Team culture

Some time ago I was doing a project in Germany. I worked closely with a lot of people at the client, on location in Germany.  What better way to discover the cultural differences 🙂

I was surprised. Germany and The Netherlands are neighbouring countries, but there were more differences than I expected.

Compared to Dutch people Germans have a more formal way of communication at work. So it’s possible you are good friends for years, but still in business meetings you will call each other sir/madam (if other people are present). In The Netherlands you almost never call somebody you know sir/madam, there are other ways to show you respect people.

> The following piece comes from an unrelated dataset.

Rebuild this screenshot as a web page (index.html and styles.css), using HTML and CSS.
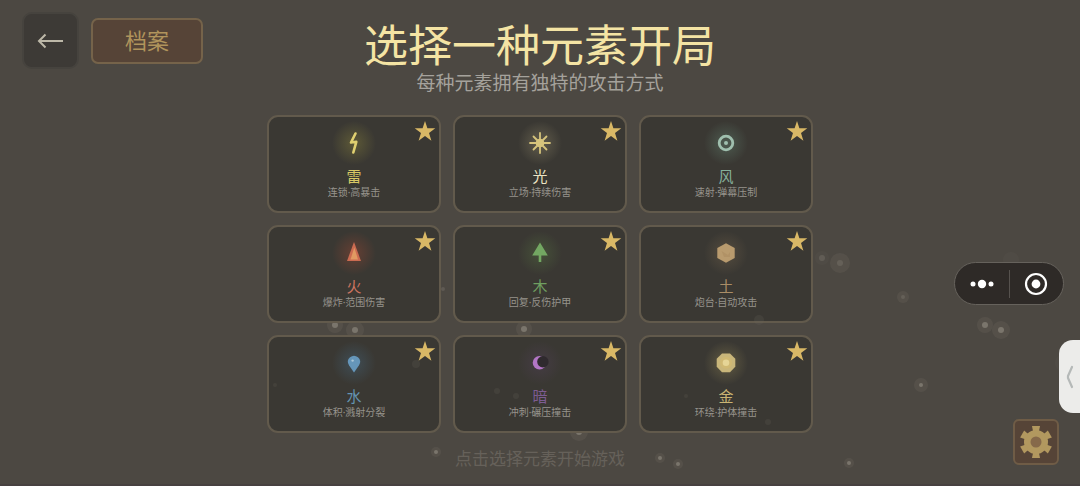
FILE: index.html
```html
<!DOCTYPE html>
<html lang="zh-CN">
<head>
    <meta charset="UTF-8">
    <meta name="viewport" content="width=device-width, initial-scale=1.0">
    <title>选择元素</title>
    <link rel="stylesheet" href="styles.css">
</head>
<body>
    <!-- 背景漂浮粒子 -->
    <svg class="particles" viewBox="0 0 1080 486" preserveAspectRatio="xMidYMid slice" aria-hidden="true">
        <g class="halo">
            <circle cx="335" cy="326" r="8"/>
            <circle cx="355" cy="331" r="9"/>
            <circle cx="524" cy="330" r="8"/>
            <circle cx="579" cy="433" r="9"/>
            <circle cx="436" cy="453" r="5"/>
            <circle cx="660" cy="459" r="5"/>
            <circle cx="678" cy="465" r="5"/>
            <circle cx="849" cy="464" r="5"/>
            <circle cx="840" cy="264" r="10"/>
            <circle cx="903" cy="298" r="6"/>
            <circle cx="985" cy="326" r="8"/>
            <circle cx="1001" cy="331" r="9"/>
            <circle cx="921" cy="386" r="7"/>
        </g>
        <g class="halo dim">
            <circle cx="822" cy="259" r="7"/>
            <circle cx="1011" cy="261" r="8"/>
            <circle cx="1064" cy="364" r="9"/>
        </g>
        <g class="dot">
            <circle cx="335" cy="326" r="3"/>
            <circle cx="355" cy="331" r="3"/>
            <circle cx="524" cy="330" r="3"/>
            <circle cx="579" cy="433" r="3"/>
            <circle cx="436" cy="453" r="2"/>
            <circle cx="660" cy="459" r="2"/>
            <circle cx="678" cy="465" r="2"/>
            <circle cx="849" cy="464" r="2"/>
            <circle cx="985" cy="326" r="3"/>
            <circle cx="1001" cy="331" r="3"/>
            <circle cx="921" cy="386" r="2"/>
        </g>
        <g class="dot dim">
            <circle cx="443" cy="290" r="2"/>
            <circle cx="903" cy="298" r="2"/>
            <circle cx="822" cy="259" r="3"/>
            <circle cx="840" cy="264" r="3"/>
        </g>
    </svg>

    <header class="header">
        <div class="header-actions">
            <button class="back-btn" aria-label="返回">
                <svg width="28" height="20" viewBox="0 0 28 20"><path d="M26 10H2M8.5 3.5L2 10L8.5 16.5"/></svg>
            </button>
            <button class="archive-btn">档案</button>
        </div>
        <div class="header-title">
            <h1>选择一种元素开局</h1>
            <p>每种元素拥有独特的攻击方式</p>
        </div>
    </header>

    <svg class="defs" aria-hidden="true">
        <symbol id="star" viewBox="0 0 24 24">
            <path d="M12 2L14.4 9.3H22.3L16 13.9L18.4 21.8L12 17L5.6 21.8L8 13.9L1.7 9.3H9.6Z"/>
        </symbol>
    </svg>

    <main>
        <div class="elements">
            <button class="card thunder">
                <svg class="star"><use href="#star"/></svg>
                <svg class="icon" viewBox="0 0 44 44">
                    <path class="line" d="M23.5 12.5L19 21.5L24.3 20.8L21.3 31.5"/>
                </svg>
                <span class="name">雷</span>
                <span class="desc">连锁·高暴击</span>
            </button>
            <button class="card light">
                <svg class="star"><use href="#star"/></svg>
                <svg class="icon" viewBox="0 0 44 44">
                    <circle cx="22" cy="22" r="4.3"/>
                    <path class="line" d="M22 12V32M12 22H32M15.5 15.5L28.5 28.5M28.5 15.5L15.5 28.5"/>
                </svg>
                <span class="name">光</span>
                <span class="desc">立场·持续伤害</span>
            </button>
            <button class="card wind">
                <svg class="star"><use href="#star"/></svg>
                <svg class="icon" viewBox="0 0 44 44">
                    <circle class="ring" cx="22" cy="22" r="6.8"/>
                    <circle cx="22" cy="22" r="2"/>
                </svg>
                <span class="name">风</span>
                <span class="desc">速射·弹幕压制</span>
            </button>
            <button class="card fire">
                <svg class="star"><use href="#star"/></svg>
                <svg class="icon" viewBox="0 0 44 44">
                    <path d="M22 11L29 30H15Z"/>
                    <path class="inner" d="M22.3 16.5L26 28.5H18.5Z"/>
                </svg>
                <span class="name">火</span>
                <span class="desc">爆炸·范围伤害</span>
            </button>
            <button class="card wood">
                <svg class="star"><use href="#star"/></svg>
                <svg class="icon" viewBox="0 0 44 44">
                    <path d="M22 11.5L29.8 24.5H23.3V31H20.7V24.5H14.2Z"/>
                </svg>
                <span class="name">木</span>
                <span class="desc">回复·反伤护甲</span>
            </button>
            <button class="card earth">
                <svg class="star"><use href="#star"/></svg>
                <svg class="icon" viewBox="0 0 44 44">
                    <path d="M22 12.2L30.7 17V27L22 31.8L13.3 27V17Z"/>
                    <path class="inner" d="M17.5 20L24 24L26 21V26H20Z"/>
                </svg>
                <span class="name">土</span>
                <span class="desc">炮台·自动攻击</span>
            </button>
            <button class="card water">
                <svg class="star"><use href="#star"/></svg>
                <svg class="icon" viewBox="0 0 44 44">
                    <path d="M22 31.5L17 24.2A6 6 0 1 1 27 24.2Z"/>
                    <circle class="inner" cx="20.6" cy="19.6" r="1.2"/>
                </svg>
                <span class="name">水</span>
                <span class="desc">体积·溅射分裂</span>
            </button>
            <button class="card dark">
                <svg class="star"><use href="#star"/></svg>
                <svg class="icon" viewBox="0 0 44 44">
                    <circle cx="21.5" cy="21.7" r="6.8"/>
                    <circle class="inner" cx="24.9" cy="20.7" r="5.7"/>
                </svg>
                <span class="name">暗</span>
                <span class="desc">冲刺·碾压撞击</span>
            </button>
            <button class="card gold">
                <svg class="star"><use href="#star"/></svg>
                <svg class="icon" viewBox="0 0 44 44">
                    <path d="M18 12.5H26L31.3 17.8V25.8L26 31.2H18L12.7 25.8V17.8Z"/>
                    <circle class="mid" cx="22" cy="21.8" r="6"/>
                    <circle class="inner" cx="22" cy="21.8" r="3.3"/>
                </svg>
                <span class="name">金</span>
                <span class="desc">环绕·护体撞击</span>
            </button>
        </div>
        <p class="hint">点击选择元素开始游戏</p>
    </main>

    <!-- 卡片上方的微弱粒子 -->
    <svg class="particles front" viewBox="0 0 1080 486" preserveAspectRatio="xMidYMid slice" aria-hidden="true">
        <circle cx="275" cy="386" r="2"/>
        <circle cx="416" cy="365" r="4"/>
        <circle cx="497" cy="392" r="3"/>
        <circle cx="516" cy="397" r="3"/>
        <circle cx="686" cy="397" r="2"/>
        <circle cx="768" cy="423" r="3"/>
        <circle cx="759" cy="321" r="5"/>
    </svg>

    <div class="capsule">
        <button class="capsule-btn" aria-label="更多">
            <svg width="24" height="24" viewBox="0 0 24 24">
                <circle cx="3" cy="12" r="2.5"/>
                <circle cx="12" cy="12" r="4.2"/>
                <circle cx="21" cy="12" r="2.5"/>
            </svg>
        </button>
        <button class="capsule-btn" aria-label="关闭">
            <svg width="24" height="24" viewBox="0 0 24 24">
                <circle class="ring" cx="12" cy="12" r="10"/>
                <circle cx="12" cy="12" r="4.4"/>
            </svg>
        </button>
    </div>

    <button class="side-tab" aria-label="展开">
        <svg width="8" height="24" viewBox="0 0 8 24"><path d="M6 2L2 11V13L6 22"/></svg>
    </button>

    <button class="settings-btn" aria-label="设置">
        <svg width="36" height="36" viewBox="-18 -18 36 36">
            <circle r="12"/>
            <path id="tooth" d="M-2.8 -10L-4 -16H4L2.8 -10Z"/>
            <use href="#tooth" transform="rotate(60)"/>
            <use href="#tooth" transform="rotate(120)"/>
            <use href="#tooth" transform="rotate(180)"/>
            <use href="#tooth" transform="rotate(240)"/>
            <use href="#tooth" transform="rotate(300)"/>
            <circle class="hole" r="5.5"/>
        </svg>
    </button>
</body>
</html>
```
FILE: styles.css
```css
* {
    box-sizing: border-box;
}
body {
    margin: 0;
    min-height: 100vh;
    font-family: "Noto Sans CJK SC", "Noto Sans", sans-serif;
    background-color: #4c4842;
    border-bottom: 2px solid #474140;
    overflow: hidden;
    position: relative;
}
button {
    font-family: inherit;
    padding: 0;
    cursor: pointer;
}
h1, p {
    margin: 0;
    font-weight: normal;
}
.defs {
    display: none;
}

/* 粒子 */
.particles {
    position: absolute;
    top: 0;
    left: 0;
    width: 100%;
    height: 100%;
    z-index: -1;
}
.particles.front {
    z-index: 1;
    pointer-events: none;
    fill: #6b655c;
    opacity: 0.2;
}
.halo {
    fill: #6b655c;
    opacity: 0.3;
}
.dot {
    fill: #8b867b;
    opacity: 0.7;
}
.halo.dim {
    opacity: 0.12;
}
.dot.dim {
    opacity: 0.3;
}

/* 顶部 */
.header {
    display: grid;
    grid-template-columns: 1fr auto 1fr;
    padding: 12px 22px 0;
}
.header-actions {
    display: flex;
    align-items: center;
    align-self: start;
    gap: 12px;
}
.back-btn {
    display: grid;
    place-items: center;
    width: 57px;
    height: 57px;
    background-color: #3d3a36;
    border: 2px solid #46433e;
    border-radius: 10px;
}
.back-btn svg {
    fill: none;
    stroke: #bdb8a8;
    stroke-width: 2;
}
.archive-btn {
    width: 112px;
    height: 46px;
    padding-bottom: 4px;
    font-size: 22px;
    line-height: 32px;
    color: #b0945c;
    background-color: #564437;
    border: 2px solid #75634a;
    border-radius: 7px;
}
.header-title {
    padding-top: 8px;
    text-align: center;
}
.header-title h1 {
    font-size: 44px;
    line-height: 46px;
    color: #f4e4a4;
}
.header-title p {
    margin-top: 4px;
    font-size: 19px;
    line-height: 24px;
    color: #a5a29c;
}

/* 元素卡片 */
.elements {
    display: grid;
    grid-template-columns: repeat(3, 174px);
    justify-content: center;
    gap: 12px;
    margin-top: 21px;
}
.card {
    position: relative;
    display: flex;
    flex-direction: column;
    align-items: center;
    min-height: 98px;
    padding: 4px 8px 12px;
    background-color: #3a3833;
    border: 2px solid #625a4c;
    border-radius: 11px;
}
.card:hover {
    background-color: #423f39;
}
.star {
    position: absolute;
    top: 2px;
    right: 2px;
    width: 24px;
    height: 24px;
    fill: #d9b866;
}
.icon {
    width: 44px;
    height: 44px;
    border-radius: 50%;
    fill: currentColor;
}
.icon .line {
    fill: none;
    stroke: currentColor;
    stroke-width: 2.6;
    stroke-linecap: round;
    stroke-linejoin: round;
}
.icon .ring {
    fill: none;
    stroke: currentColor;
    stroke-width: 2.8;
}
.name {
    margin-top: 2px;
    font-size: 15px;
    line-height: 18px;
}
/* 间隔点用西文字体，避免占满全角 */
.desc {
    font-family: "Noto Sans", "Noto Sans CJK SC", sans-serif;
    font-size: 10px;
    line-height: 14px;
    color: #96938c;
}

.thunder .icon {
    color: #e0d070;
    background: radial-gradient(circle closest-side, #5d5937, #3a3833);
}
.thunder .name {
    color: #d8c865;
}
.light .icon {
    color: #d6c47c;
    background: radial-gradient(circle closest-side, #625d4c, #3a3833);
}
.light .line {
    stroke-width: 1.8;
}
.light .name {
    color: #ece4c4;
}
.wind .icon {
    color: #9fbfae;
    background: radial-gradient(circle closest-side, #4d5b50, #3a3833);
}
.wind .name {
    color: #86b09c;
}
.fire .icon {
    color: #cb6b51;
    background: radial-gradient(circle closest-side, #653f33, #3a3833);
}
.fire .inner {
    fill: #e19a62;
}
.fire .name {
    color: #cc7460;
}
.wood .icon {
    color: #73a762;
    background: radial-gradient(circle closest-side, #465139, #3a3833);
}
.wood .name {
    color: #6f9f60;
}
.earth .icon {
    color: #b99b6e;
    background: radial-gradient(circle closest-side, #554c3e, #3a3833);
}
.earth .inner {
    fill: #b19266;
}
.earth .name {
    color: #a98d66;
}
.water .icon {
    color: #6596ba;
    background: radial-gradient(circle closest-side, #3f4d55, #3a3833);
}
.water .inner {
    fill: #a9c6d8;
}
.water .name {
    color: #6493b0;
}
.dark .icon {
    color: #b376c6;
    background: radial-gradient(circle closest-side, #453c44, #3a3833);
}
.dark .inner {
    fill: #2f2a2e;
}
.dark .name {
    color: #7d5c92;
}
.gold .icon {
    color: #c9b67a;
    background: radial-gradient(circle closest-side, #625b42, #3a3833);
}
.gold .mid {
    fill: #d0b973;
}
.gold .inner {
    fill: #e6d596;
}
.gold .name {
    color: #c9b473;
}

.hint {
    margin-top: 13px;
    font-size: 17px;
    line-height: 24px;
    text-align: center;
    color: #66615a;
}

/* 右侧悬浮控件 */
.capsule {
    position: absolute;
    top: 262px;
    right: 16px;
    display: flex;
    align-items: center;
    width: 110px;
    height: 43px;
    background-color: #2e2a27;
    border: 1px solid #66625c;
    border-radius: 22px;
}
.capsule-btn {
    flex: 1;
    display: grid;
    place-items: center;
    height: 28px;
    background: none;
    border: none;
}
.capsule-btn + .capsule-btn {
    border-left: 1px solid #56524e;
}
.capsule svg {
    fill: #fff;
}
.capsule .ring {
    fill: none;
    stroke: #fff;
    stroke-width: 2.2;
}
.side-tab {
    position: absolute;
    top: 340px;
    right: 0;
    display: grid;
    place-items: center;
    width: 21px;
    height: 73px;
    background-color: #ececea;
    border: none;
    border-radius: 14px 0 0 14px;
}
.side-tab svg {
    fill: none;
    stroke: #b5b9b8;
    stroke-width: 2.2;
    stroke-linecap: round;
}
.settings-btn {
    position: absolute;
    right: 21px;
    bottom: 19px;
    display: grid;
    place-items: center;
    width: 46px;
    height: 46px;
    background-color: #564437;
    border: 2px solid #6f5c46;
    border-radius: 6px;
}
.settings-btn svg {
    fill: #b2985f;
}
.settings-btn .hole {
    fill: #86694a;
}
```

It’s also always clear what the hierarchy in the company is, lot’s of people even have that in their signature, which makes escalation paths really clear ;). Disagreeing with somebody above you in the hierarchy is not done in Germany, but Dutch people are always ready to discuss everything with everybody, because it is possible you have a better solution for a problem than your manager. On the other hand it does take much more communication time in NL because of that.

Because of the different cultures within this project (German, Dutch, Greek, Romanian) the culture in the project changed from the local German working culture into a mixture best suitable for this project. For example everybody was on first-name base, but decisions from higher levels were always accepted as a fact.

As always a project team should find its own culture for maximum performance. Working with people from different cultures means you have more options to choose from and more to learn from each other. Of course if the cultural differences are big, everybody needs to change their behaviour more to fit in the culture, althought the tendence is to stay closest to the clients culture.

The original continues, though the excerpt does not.